Step 4: Add idempotency and request correlation

For write operations, send an idempotency key so retries do not duplicate side effects. Also propagate request IDs to make tracing easier.

import uuid

def build_headers(correlation_id: str | None = None) -> dict[str, str]:
    return {
        "X-Correlation-ID": correlation_id or str(uuid.uuid4()),
        "Idempotency-Key": str(uuid.uuid4()),
    }

# Example usage for POST endpoints:
# await client._client.post("/v1/commands", json=payload, headers=build_headers())

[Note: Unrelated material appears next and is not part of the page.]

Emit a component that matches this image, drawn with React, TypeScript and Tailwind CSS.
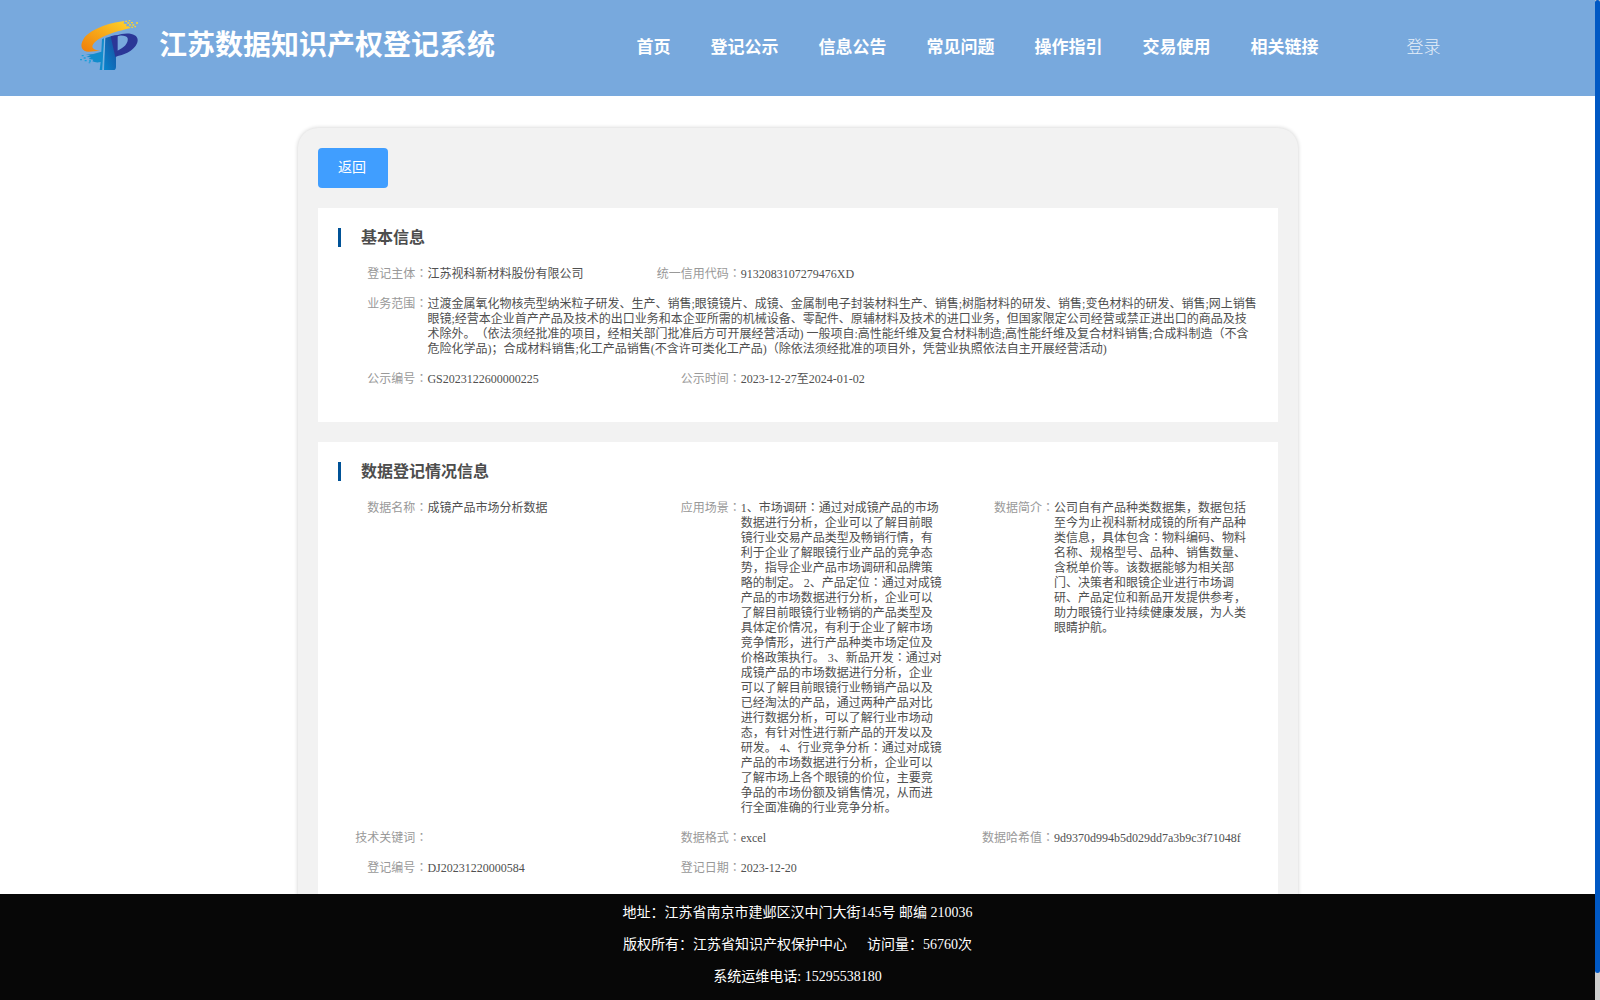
import { Fragment } from 'react';

const navItems = ['首页', '登记公示', '信息公告', '常见问题', '操作指引', '交易使用', '相关链接'];

const businessScope = [
  '过渡金属氧化物核壳型纳米粒子研发、生产、销售;眼镜镜片、成镜、金属制电子封装材料生产、销售;树脂材料的研发、销售;变色材料的研发、销售;网上销售',
  '眼镜;经营本企业首产产品及技术的出口业务和本企亚所需的机械设备、零配件、原辅材料及技术的进口业务，但国家限定公司经营或禁正进出口的商品及技',
  '术除外。（依法须经批准的项目，经相关部门批准后方可开展经营活动) 一般项自:高性能纤维及复合材料制造;高性能纤维及复合材料销售;合成料制造（不含',
  '危险化学品)；合成材料销售;化工产品销售(不含许可类化工产品)（除依法须经批准的项目外，凭营业执照依法自主开展经营活动)',
];

const scenario = [
  '1、市场调研：通过对成镜产品的市场',
  '数据进行分析，企业可以了解目前眼',
  '镜行业交易产品类型及畅销行情，有',
  '利于企业了解眼镜行业产品的竞争态',
  '势，指导企业产品市场调研和品牌策',
  '略的制定。 2、产品定位：通过对成镜',
  '产品的市场数据进行分析，企业可以',
  '了解目前眼镜行业畅销的产品类型及',
  '具体定价情况，有利于企业了解市场',
  '竞争情形，进行产品种类市场定位及',
  '价格政策执行。 3、新品开发：通过对',
  '成镜产品的市场数据进行分析，企业',
  '可以了解目前眼镜行业畅销产品以及',
  '已经淘汰的产品，通过两种产品对比',
  '进行数据分析，可以了解行业市场动',
  '态，有针对性进行新产品的开发以及',
  '研发。 4、行业竞争分析：通过对成镜',
  '产品的市场数据进行分析，企业可以',
  '了解市场上各个眼镜的价位，主要竞',
  '争品的市场份额及销售情况，从而进',
  '行全面准确的行业竞争分析。',
];

const summary = [
  '公司自有产品种类数据集，数据包括',
  '至今为止视科新材成镜的所有产品种',
  '类信息，具体包含：物料编码、物料',
  '名称、规格型号、品种、销售数量、',
  '含税单价等。该数据能够为相关部',
  '门、决策者和眼镜企业进行市场调',
  '研、产品定位和新品开发提供参考，',
  '助力眼镜行业持续健康发展，为人类',
  '眼睛护航。',
];

function Logo() {
  return (
    <svg viewBox="0 0 240 210" className="h-[70px] w-20 shrink-0">
      <defs>
        <linearGradient id="swoosh" x1="0" y1="1" x2="1" y2="0">
          <stop offset="0" stopColor="#ef7d0a" />
          <stop offset="1" stopColor="#ffd42a" />
        </linearGradient>
        <linearGradient id="stem" x1="0" y1="1" x2="1" y2="0">
          <stop offset="0" stopColor="#0785cd" />
          <stop offset="1" stopColor="#1b4a9c" />
        </linearGradient>
      </defs>
      <path
        d="M163 33C115 38 58 60 41 86C27 108 36 125 56 125L91 122C60 119 60 104 88 86C112 72 148 62 182 54L176 49L168 49L170 42L161 41Z"
        fill="url(#swoosh)"
      />
      <path d="M166 32h5v4h-5zM176 30h5v4h-5zM172 37h6v4h-6zM183 36h6v4h-6zM177 43h6v4h-6zM187 43h6v4h-6zM198 37h6v4h-6zM193 48h5v4h-5zM184 50h5v4h-5z" fill="#ffd42a" />
      <path
        d="M138 77C168 65 203 69 203 90C203 114 169 135 138 139V124C162 115 176 99 173 85C171 77 158 75 143 77Z"
        fill="#2b3797"
      />
      <path d="M106 84Q123 77 143 77Q138 82 138 95V170Q138 180 130 180H102Z" fill="url(#stem)" />
      <path d="M122 79Q136 74 152 75L143 79V138L136 141Z" fill="#2b3797" />
      <path d="M103 84L99 180H89L92 156Q78 159 67 154L70 149L56 147L63 142L49 141L61 136L47 134Q73 133 94 125L96 88Z" fill="#128ccc" />
      <path d="M104 84L98 180" stroke="#9cc8ec" strokeWidth="2" />
      <path d="M35 135h6v4h-6zM41 142h6v4h-6zM30 147h6v4h-6zM44 150h6v4h-6zM57 151h6v4h-6zM56 157h5v3h-5z" fill="#16a0dc" />
    </svg>
  );
}

// full-width colons sit in the middle of their box
function Text({ children }: { children: string }) {
  return (
    <>
      {children.split(/(：)/).map((part, i) =>
        part === '：' ? (
          <span key={i} className="font-['Noto_Sans_CJK_TC',sans-serif] leading-[0]">{part}</span>
        ) : (
          <Fragment key={i}>{part}</Fragment>
        )
      )}
    </>
  );
}

function Field({ label, lines, wide }: { label: string; lines: string[]; wide?: boolean }) {
  return (
    <div className={wide ? 'col-span-3 flex' : 'flex'}>
      <div className="h-[15px] w-[89.4px] shrink-0 text-right whitespace-nowrap text-[#999]">
        <Text>{`${label}：`}</Text>
      </div>
      <div className="whitespace-nowrap text-[#505050]">
        {lines.map((line, i) => (
          <div key={i} className="h-[15px]"><Text>{line}</Text></div>
        ))}
      </div>
    </div>
  );
}

function Section({ title, className, children }: { title: string; className: string; children: React.ReactNode }) {
  return (
    <section className={`bg-white pt-5 pl-5 ${className}`}>
      <h2 className="h-[19px] border-l-3 border-[#005297] pl-5 text-base leading-5 font-bold text-[#4d4d4d]">
        {title}
      </h2>
      <div className="mt-5 grid grid-cols-3 gap-y-[15px] text-xs leading-[15px]">{children}</div>
    </section>
  );
}

export default function App() {
  return (
    <div className="flex h-[1000px] w-[1600px] overflow-hidden bg-white font-['Liberation_Serif','Noto_Sans_CJK_SC',serif] [text-spacing-trim:space-all]">
      <div className="flex w-[1595px] flex-col">
        <header className="flex h-24 shrink-0 items-start bg-[#78a9dd] pl-[70px] text-white">
          <div className="pt-2.5">
            <Logo />
          </div>
          <h1 className="ml-[9px] w-[477.5px] pt-[26px] text-[28px] leading-10 font-bold whitespace-nowrap">江苏数据知识产权登记系统</h1>
          <nav className="flex gap-10 pt-9 text-[17px] leading-6 font-bold whitespace-nowrap">
            {navItems.map((item) => (
              <a key={item} href="#">{item}</a>
            ))}
          </nav>
          <a href="#" className="ml-[88px] pt-9 text-[17px] leading-6 font-light text-[#e6eff9]">登录</a>
        </header>

        <main className="min-h-0 flex-1 overflow-hidden pt-8">
          <div className="ml-[298px] h-[1000px] w-[1000px] rounded-[20px] bg-[#f2f2f2] p-5 shadow-[0_0_4px_rgba(0,0,0,0.2)]">
            <button className="mb-5 block h-10 w-[70px] rounded bg-[#409eff] pr-0.5 text-sm leading-10 text-white">返回</button>
            <Section title="基本信息" className="mb-5 h-[214px]">
              <Field label="登记主体" lines={['江苏视科新材料股份有限公司']} />
              <Field label="统一信用代码" lines={['9132083107279476XD']} />
              <div />
              <Field label="业务范围" lines={businessScope} wide />
              <Field label="公示编号" lines={['GS2023122600000225']} />
              <Field label="公示时间" lines={['2023-12-27至2024-01-02']} />
            </Section>
            <Section title="数据登记情况信息" className="h-[600px]">
              <Field label="数据名称" lines={['成镜产品市场分析数据']} />
              <Field label="应用场景" lines={scenario} />
              <Field label="数据简介" lines={summary} />
              <Field label="技术关键词" lines={['']} />
              <Field label="数据格式" lines={['excel']} />
              <Field label="数据哈希值" lines={['9d9370d994b5d029dd7a3b9c3f71048f']} />
              <Field label="登记编号" lines={['DJ20231220000584']} />
              <Field label="登记日期" lines={['2023-12-20']} />
            </Section>
          </div>
        </main>

        <footer className="h-[106px] shrink-0 bg-[#070707] pt-[3px] text-center text-sm leading-8 text-white">
          <p>地址：江苏省南京市建邺区汉中门大街145号 邮编 210036</p>
          <p>
            版权所有：江苏省知识产权保护中心<span className="ml-5">访问量：56760次</span>
          </p>
          <p>系统运维电话: 15295538180</p>
        </footer>
      </div>
      <div className="w-[5px] bg-[#cdcdcd]">
        <div className="h-[973px] rounded-[3px] bg-[#0058c4]" />
      </div>
    </div>
  );
}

Step 5: Wire simple observability

Even lightweight structured logs are enough to detect failure patterns quickly.

import time
import logging

logger = logging.getLogger("api_client")

async def get_weather_with_logs(client: ApiClient, city: str):
    req = WeatherRequest(city=city)
    start = time.perf_counter()
    try:
        data = await fetch_weather(client, req)
        elapsed_ms = int((time.perf_counter() - start) * 1000)
        logger.info(
            "weather_fetch_ok",
            extra={"city": city, "elapsed_ms": elapsed_ms, "latency_ms": data.source_latency_ms},
        )
        return data
    except Exception as exc:
        elapsed_ms = int((time.perf_counter() - start) * 1000)
        logger.exception(
            "weather_fetch_failed",
            extra={"city": city, "elapsed_ms": elapsed_ms, "error": str(exc)},
        )
        raise

Production checklist for 2026

Set hard timeout budgets per operation
Retry only transient failures, with jitter
Validate response schema at the boundary
Use idempotency keys for write calls
Emit structured logs and basic latency/error metrics
Load test with induced 429/503 and malformed payload scenarios

Final thoughts

A resilient API client is not about adding complexity, it is about adding the right constraints. With HTTPX, Pydantic v2, and disciplined retries, you can make Python integrations far more predictable under real-world conditions. Start with these defaults, observe traffic patterns, and iterate based on latency and error budgets, not intuition.